• Your goal: Copy out every line that contains "image".

↓↓↓

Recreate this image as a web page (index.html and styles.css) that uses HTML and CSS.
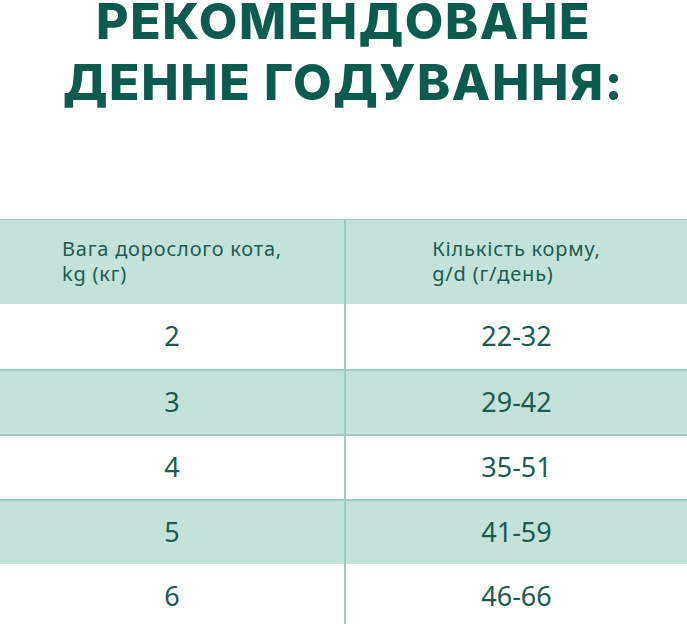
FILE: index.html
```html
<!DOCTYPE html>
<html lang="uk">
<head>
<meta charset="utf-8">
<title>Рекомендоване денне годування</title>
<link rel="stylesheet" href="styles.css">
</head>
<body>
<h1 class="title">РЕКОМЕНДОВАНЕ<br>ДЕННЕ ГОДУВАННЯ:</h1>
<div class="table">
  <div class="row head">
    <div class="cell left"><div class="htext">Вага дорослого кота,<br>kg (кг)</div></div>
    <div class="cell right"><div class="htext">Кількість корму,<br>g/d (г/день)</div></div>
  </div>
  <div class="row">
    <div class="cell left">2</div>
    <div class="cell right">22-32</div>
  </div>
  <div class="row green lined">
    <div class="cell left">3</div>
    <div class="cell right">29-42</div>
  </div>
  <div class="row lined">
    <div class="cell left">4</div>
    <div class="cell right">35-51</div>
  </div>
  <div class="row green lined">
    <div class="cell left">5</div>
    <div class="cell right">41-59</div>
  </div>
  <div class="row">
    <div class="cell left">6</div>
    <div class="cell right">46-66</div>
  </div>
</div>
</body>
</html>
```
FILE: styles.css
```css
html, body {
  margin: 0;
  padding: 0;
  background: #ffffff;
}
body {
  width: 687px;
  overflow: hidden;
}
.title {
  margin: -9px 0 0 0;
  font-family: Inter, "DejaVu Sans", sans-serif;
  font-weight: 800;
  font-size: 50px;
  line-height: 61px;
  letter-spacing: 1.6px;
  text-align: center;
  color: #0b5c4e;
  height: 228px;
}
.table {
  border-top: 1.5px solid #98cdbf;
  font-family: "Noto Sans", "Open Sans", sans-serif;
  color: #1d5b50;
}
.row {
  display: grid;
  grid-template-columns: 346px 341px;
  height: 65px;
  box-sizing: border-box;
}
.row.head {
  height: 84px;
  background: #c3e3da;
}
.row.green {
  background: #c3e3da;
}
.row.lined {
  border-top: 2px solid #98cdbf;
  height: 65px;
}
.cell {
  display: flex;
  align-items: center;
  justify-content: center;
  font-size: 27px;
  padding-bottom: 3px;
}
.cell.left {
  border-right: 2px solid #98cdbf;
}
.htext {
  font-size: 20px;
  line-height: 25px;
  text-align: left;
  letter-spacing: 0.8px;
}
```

↑↑↑
↓↓↓

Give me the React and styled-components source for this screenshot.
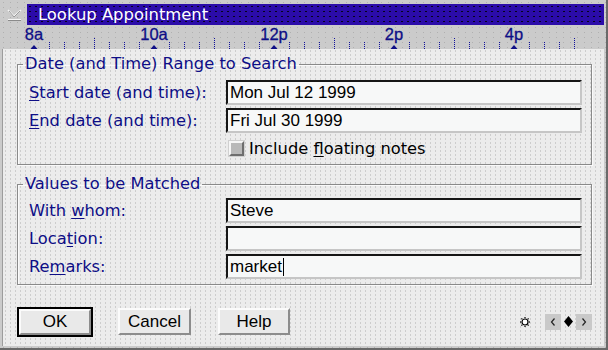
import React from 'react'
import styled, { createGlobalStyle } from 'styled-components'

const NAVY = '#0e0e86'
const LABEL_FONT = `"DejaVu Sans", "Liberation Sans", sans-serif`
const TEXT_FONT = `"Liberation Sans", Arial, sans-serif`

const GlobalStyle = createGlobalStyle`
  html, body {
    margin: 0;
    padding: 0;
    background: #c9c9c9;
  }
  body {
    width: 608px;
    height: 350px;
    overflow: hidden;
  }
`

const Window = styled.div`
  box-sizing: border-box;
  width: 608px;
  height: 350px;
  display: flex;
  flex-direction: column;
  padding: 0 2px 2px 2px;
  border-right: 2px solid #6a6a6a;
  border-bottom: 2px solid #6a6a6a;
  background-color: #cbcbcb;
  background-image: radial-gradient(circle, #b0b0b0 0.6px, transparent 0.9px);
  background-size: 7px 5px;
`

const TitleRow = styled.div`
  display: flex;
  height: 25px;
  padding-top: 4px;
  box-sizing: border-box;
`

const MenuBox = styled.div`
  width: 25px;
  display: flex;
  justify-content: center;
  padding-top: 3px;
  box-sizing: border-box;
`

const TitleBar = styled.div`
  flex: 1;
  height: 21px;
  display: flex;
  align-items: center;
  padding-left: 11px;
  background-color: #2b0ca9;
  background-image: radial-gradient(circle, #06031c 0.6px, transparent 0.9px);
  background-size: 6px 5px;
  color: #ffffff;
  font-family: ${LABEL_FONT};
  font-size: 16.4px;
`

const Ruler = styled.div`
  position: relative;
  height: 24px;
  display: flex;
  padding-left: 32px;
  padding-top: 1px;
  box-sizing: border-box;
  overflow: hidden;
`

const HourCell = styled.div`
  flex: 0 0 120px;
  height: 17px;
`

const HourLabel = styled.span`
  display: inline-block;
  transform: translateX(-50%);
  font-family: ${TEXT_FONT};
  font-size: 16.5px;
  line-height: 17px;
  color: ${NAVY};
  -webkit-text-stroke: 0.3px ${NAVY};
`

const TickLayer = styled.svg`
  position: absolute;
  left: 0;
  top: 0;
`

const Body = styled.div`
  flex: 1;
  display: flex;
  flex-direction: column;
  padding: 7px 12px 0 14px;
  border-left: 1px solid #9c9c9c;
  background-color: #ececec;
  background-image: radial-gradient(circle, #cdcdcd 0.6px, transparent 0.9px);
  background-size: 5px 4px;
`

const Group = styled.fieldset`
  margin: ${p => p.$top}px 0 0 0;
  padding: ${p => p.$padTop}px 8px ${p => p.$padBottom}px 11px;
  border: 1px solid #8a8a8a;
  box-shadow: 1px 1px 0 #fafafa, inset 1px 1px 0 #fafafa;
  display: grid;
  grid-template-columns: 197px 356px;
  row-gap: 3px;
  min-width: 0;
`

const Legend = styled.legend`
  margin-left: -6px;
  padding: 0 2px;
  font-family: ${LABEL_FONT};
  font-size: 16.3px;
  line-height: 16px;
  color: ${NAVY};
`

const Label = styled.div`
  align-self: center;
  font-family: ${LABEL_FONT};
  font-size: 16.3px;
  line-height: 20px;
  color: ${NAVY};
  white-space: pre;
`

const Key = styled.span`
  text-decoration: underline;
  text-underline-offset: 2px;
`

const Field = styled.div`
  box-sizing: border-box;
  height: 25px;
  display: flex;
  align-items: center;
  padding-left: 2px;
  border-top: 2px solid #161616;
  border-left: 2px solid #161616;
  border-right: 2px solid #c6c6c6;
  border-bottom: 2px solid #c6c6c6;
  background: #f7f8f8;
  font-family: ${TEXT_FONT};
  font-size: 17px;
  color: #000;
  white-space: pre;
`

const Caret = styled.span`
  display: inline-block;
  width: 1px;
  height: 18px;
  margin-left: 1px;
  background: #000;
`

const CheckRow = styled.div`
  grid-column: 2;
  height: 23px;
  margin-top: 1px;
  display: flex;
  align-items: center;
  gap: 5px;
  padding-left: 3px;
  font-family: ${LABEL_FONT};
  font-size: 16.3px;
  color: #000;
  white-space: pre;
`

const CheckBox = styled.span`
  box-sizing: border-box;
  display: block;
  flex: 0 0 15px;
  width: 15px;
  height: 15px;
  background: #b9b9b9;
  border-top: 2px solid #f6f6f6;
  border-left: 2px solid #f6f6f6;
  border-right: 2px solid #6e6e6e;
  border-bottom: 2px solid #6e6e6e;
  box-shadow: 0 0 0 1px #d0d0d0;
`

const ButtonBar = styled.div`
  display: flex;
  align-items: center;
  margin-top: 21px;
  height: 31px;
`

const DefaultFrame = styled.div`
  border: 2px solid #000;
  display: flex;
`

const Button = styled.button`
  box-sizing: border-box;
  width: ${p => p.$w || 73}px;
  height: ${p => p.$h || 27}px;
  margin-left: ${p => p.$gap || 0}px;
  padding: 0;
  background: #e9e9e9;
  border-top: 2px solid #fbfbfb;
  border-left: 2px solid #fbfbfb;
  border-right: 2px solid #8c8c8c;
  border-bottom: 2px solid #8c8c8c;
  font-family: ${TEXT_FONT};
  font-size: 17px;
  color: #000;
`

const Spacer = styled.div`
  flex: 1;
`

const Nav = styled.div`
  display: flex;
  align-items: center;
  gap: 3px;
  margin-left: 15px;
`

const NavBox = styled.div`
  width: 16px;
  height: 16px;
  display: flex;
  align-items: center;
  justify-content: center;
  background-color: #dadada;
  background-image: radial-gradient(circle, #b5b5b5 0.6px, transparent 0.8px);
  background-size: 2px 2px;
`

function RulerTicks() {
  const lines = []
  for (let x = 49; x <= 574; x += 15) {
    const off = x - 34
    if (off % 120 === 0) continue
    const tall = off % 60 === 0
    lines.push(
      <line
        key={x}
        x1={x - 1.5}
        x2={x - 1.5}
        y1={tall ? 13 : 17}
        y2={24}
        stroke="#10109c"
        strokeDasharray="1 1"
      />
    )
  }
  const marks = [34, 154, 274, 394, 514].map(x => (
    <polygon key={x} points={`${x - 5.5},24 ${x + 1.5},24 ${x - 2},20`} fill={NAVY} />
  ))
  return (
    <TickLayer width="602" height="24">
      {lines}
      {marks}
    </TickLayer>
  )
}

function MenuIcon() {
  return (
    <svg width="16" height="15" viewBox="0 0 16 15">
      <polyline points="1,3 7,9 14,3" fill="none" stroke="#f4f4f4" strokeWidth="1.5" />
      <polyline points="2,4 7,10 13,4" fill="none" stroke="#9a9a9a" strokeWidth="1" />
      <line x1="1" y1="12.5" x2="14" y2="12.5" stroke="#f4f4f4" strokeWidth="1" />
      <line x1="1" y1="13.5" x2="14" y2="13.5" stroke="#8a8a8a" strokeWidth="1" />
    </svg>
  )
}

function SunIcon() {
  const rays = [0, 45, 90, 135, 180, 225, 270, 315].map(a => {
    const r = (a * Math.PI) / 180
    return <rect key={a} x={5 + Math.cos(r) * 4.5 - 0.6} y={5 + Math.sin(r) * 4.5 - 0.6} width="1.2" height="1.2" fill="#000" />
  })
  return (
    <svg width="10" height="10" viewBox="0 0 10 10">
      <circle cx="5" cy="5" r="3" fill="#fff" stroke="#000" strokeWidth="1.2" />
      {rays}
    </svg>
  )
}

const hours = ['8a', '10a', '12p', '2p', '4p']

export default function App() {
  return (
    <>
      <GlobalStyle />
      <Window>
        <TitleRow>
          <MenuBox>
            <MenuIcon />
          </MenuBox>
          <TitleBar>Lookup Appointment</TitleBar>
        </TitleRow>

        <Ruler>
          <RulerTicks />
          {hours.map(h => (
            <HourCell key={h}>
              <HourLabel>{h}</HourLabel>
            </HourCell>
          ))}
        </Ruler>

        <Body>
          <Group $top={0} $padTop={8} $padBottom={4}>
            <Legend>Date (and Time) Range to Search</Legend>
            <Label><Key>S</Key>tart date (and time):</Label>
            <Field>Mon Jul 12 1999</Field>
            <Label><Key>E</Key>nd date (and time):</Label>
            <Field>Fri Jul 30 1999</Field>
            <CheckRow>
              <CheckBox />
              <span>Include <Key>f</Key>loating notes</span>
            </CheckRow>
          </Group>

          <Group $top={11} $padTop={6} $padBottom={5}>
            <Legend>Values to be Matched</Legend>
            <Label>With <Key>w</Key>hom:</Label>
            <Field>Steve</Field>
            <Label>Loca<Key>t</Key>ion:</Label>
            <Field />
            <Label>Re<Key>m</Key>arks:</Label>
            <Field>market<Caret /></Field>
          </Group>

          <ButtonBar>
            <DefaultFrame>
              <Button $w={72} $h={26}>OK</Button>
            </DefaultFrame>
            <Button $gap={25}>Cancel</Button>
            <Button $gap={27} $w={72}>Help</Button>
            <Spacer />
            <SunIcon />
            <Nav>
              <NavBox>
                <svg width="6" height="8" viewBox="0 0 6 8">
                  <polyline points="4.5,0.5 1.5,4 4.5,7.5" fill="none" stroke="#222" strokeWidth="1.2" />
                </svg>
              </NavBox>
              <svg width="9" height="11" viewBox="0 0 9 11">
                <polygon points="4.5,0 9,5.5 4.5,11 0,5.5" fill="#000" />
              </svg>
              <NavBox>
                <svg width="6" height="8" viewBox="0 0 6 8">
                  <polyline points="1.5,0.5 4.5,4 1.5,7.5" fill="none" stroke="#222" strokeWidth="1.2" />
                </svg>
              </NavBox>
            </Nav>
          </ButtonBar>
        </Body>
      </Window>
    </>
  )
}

↑↑↑

• Written answer:
Recreate this image as a web page (index.html and styles.css) that uses HTML and CSS.
  background-image: radial-gradient(circle, #b0b0b0 0.6px, transparent 0.9px);
  background-image: radial-gradient(circle, #06031c 0.6px, transparent 0.9px);
  background-image: radial-gradient(circle, #cdcdcd 0.6px, transparent 0.9px);
  background-image: radial-gradient(circle, #b5b5b5 0.6px, transparent 0.8px);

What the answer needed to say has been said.